* _Short exercise_
Word for word, copy all the data and drop the pictures.
* * * *
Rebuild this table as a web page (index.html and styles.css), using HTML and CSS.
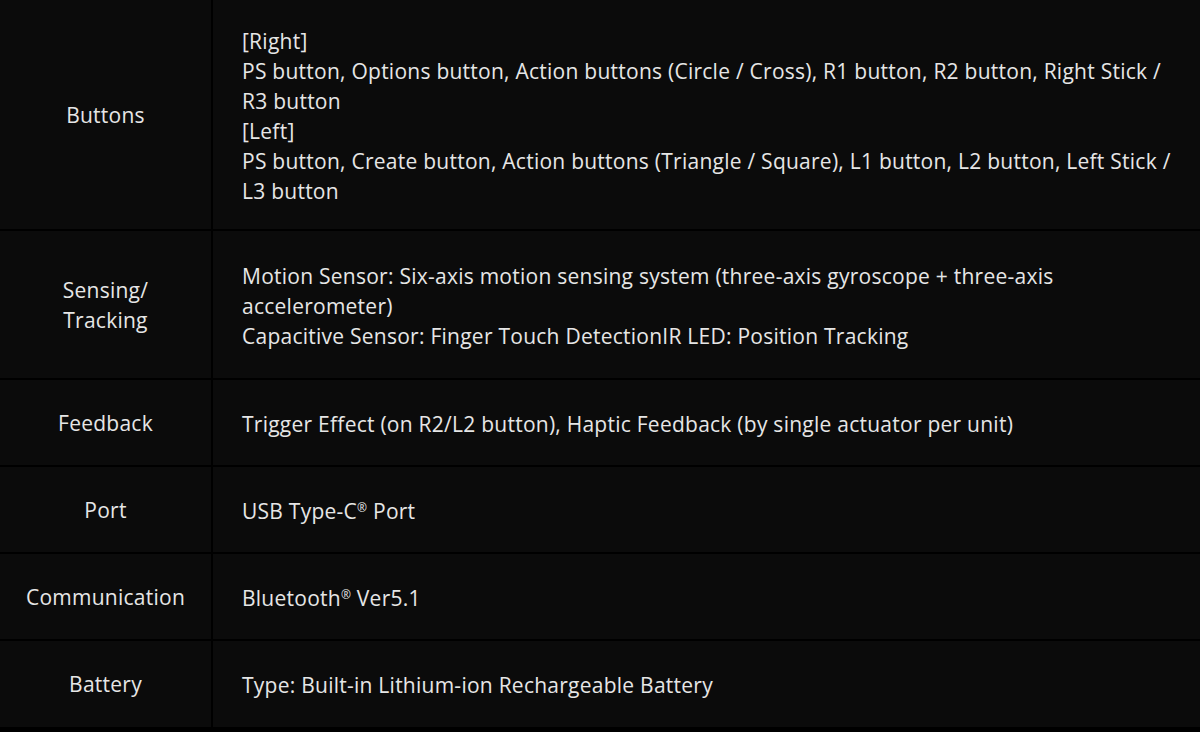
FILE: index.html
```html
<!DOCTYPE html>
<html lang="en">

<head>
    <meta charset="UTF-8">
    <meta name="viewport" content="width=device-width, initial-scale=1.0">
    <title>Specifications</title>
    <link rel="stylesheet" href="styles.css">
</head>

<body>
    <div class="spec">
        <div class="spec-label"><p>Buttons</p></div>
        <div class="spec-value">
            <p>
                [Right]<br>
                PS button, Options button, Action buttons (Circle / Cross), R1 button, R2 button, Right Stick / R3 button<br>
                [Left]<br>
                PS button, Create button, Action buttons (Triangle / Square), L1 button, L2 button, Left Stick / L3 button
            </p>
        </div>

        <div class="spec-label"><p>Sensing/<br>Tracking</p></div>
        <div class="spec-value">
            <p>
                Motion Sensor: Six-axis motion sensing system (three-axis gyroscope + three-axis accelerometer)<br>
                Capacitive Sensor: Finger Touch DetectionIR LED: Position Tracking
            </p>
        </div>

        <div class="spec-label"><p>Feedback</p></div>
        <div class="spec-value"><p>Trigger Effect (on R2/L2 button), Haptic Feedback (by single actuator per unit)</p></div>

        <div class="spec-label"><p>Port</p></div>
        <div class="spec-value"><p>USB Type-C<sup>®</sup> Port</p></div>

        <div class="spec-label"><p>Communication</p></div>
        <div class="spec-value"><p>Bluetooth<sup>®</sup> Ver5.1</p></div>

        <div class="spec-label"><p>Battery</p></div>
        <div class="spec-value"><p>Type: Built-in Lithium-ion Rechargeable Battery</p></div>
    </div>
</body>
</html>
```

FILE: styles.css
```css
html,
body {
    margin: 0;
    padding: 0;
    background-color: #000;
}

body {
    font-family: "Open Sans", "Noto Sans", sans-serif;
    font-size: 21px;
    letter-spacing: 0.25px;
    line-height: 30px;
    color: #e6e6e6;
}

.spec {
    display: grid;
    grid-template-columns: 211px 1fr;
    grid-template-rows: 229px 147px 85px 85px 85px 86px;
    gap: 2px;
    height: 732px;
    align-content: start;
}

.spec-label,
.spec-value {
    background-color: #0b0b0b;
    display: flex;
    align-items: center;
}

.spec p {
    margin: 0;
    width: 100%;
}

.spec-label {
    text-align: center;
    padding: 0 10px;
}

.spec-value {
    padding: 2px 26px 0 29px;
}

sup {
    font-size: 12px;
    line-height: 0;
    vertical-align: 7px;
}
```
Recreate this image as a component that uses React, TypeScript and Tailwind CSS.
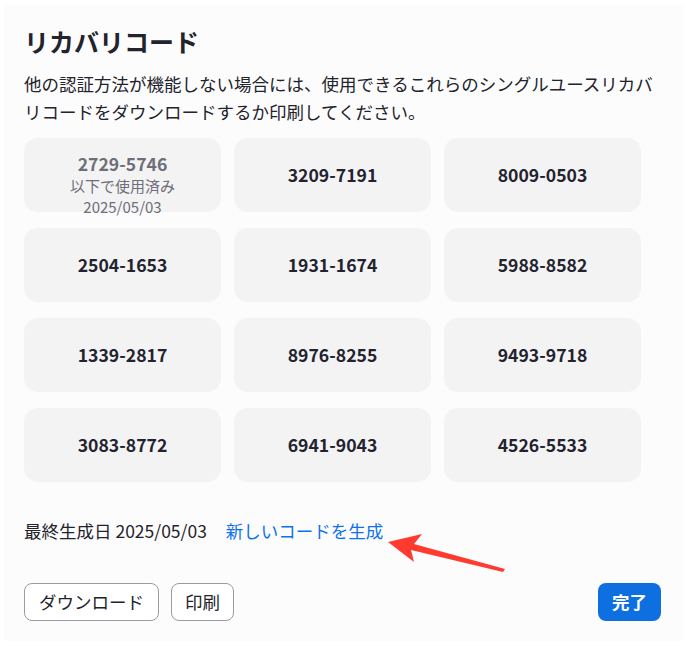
* * * *
* _Task response_
Rebuild this table as a web page (index.html and styles.css), using HTML and CSS.
FILE: index.html
```html
<!DOCTYPE html>
<html lang="en">

<head>
    <meta charset="UTF-8">
    <meta name="viewport" content="width=device-width, initial-scale=1.0">
    <title>Specifications</title>
    <link rel="stylesheet" href="styles.css">
</head>

<body>
    <div class="spec">
        <div class="spec-label"><p>Buttons</p></div>
        <div class="spec-value">
            <p>
                [Right]<br>
                PS button, Options button, Action buttons (Circle / Cross), R1 button, R2 button, Right Stick / R3 button<br>
                [Left]<br>
                PS button, Create button, Action buttons (Triangle / Square), L1 button, L2 button, Left Stick / L3 button
            </p>
        </div>

        <div class="spec-label"><p>Sensing/<br>Tracking</p></div>
        <div class="spec-value">
            <p>
                Motion Sensor: Six-axis motion sensing system (three-axis gyroscope + three-axis accelerometer)<br>
                Capacitive Sensor: Finger Touch DetectionIR LED: Position Tracking
            </p>
        </div>

        <div class="spec-label"><p>Feedback</p></div>
        <div class="spec-value"><p>Trigger Effect (on R2/L2 button), Haptic Feedback (by single actuator per unit)</p></div>

        <div class="spec-label"><p>Port</p></div>
        <div class="spec-value"><p>USB Type-C<sup>®</sup> Port</p></div>

        <div class="spec-label"><p>Communication</p></div>
        <div class="spec-value"><p>Bluetooth<sup>®</sup> Ver5.1</p></div>

        <div class="spec-label"><p>Battery</p></div>
        <div class="spec-value"><p>Type: Built-in Lithium-ion Rechargeable Battery</p></div>
    </div>
</body>
</html>
```

FILE: styles.css
```css
html,
body {
    margin: 0;
    padding: 0;
    background-color: #000;
}

body {
    font-family: "Open Sans", "Noto Sans", sans-serif;
    font-size: 21px;
    letter-spacing: 0.25px;
    line-height: 30px;
    color: #e6e6e6;
}

.spec {
    display: grid;
    grid-template-columns: 211px 1fr;
    grid-template-rows: 229px 147px 85px 85px 85px 86px;
    gap: 2px;
    height: 732px;
    align-content: start;
}

.spec-label,
.spec-value {
    background-color: #0b0b0b;
    display: flex;
    align-items: center;
}

.spec p {
    margin: 0;
    width: 100%;
}

.spec-label {
    text-align: center;
    padding: 0 10px;
}

.spec-value {
    padding: 2px 26px 0 29px;
}

sup {
    font-size: 12px;
    line-height: 0;
    vertical-align: 7px;
}
```
Recreate this image as a component that uses React, TypeScript and Tailwind CSS.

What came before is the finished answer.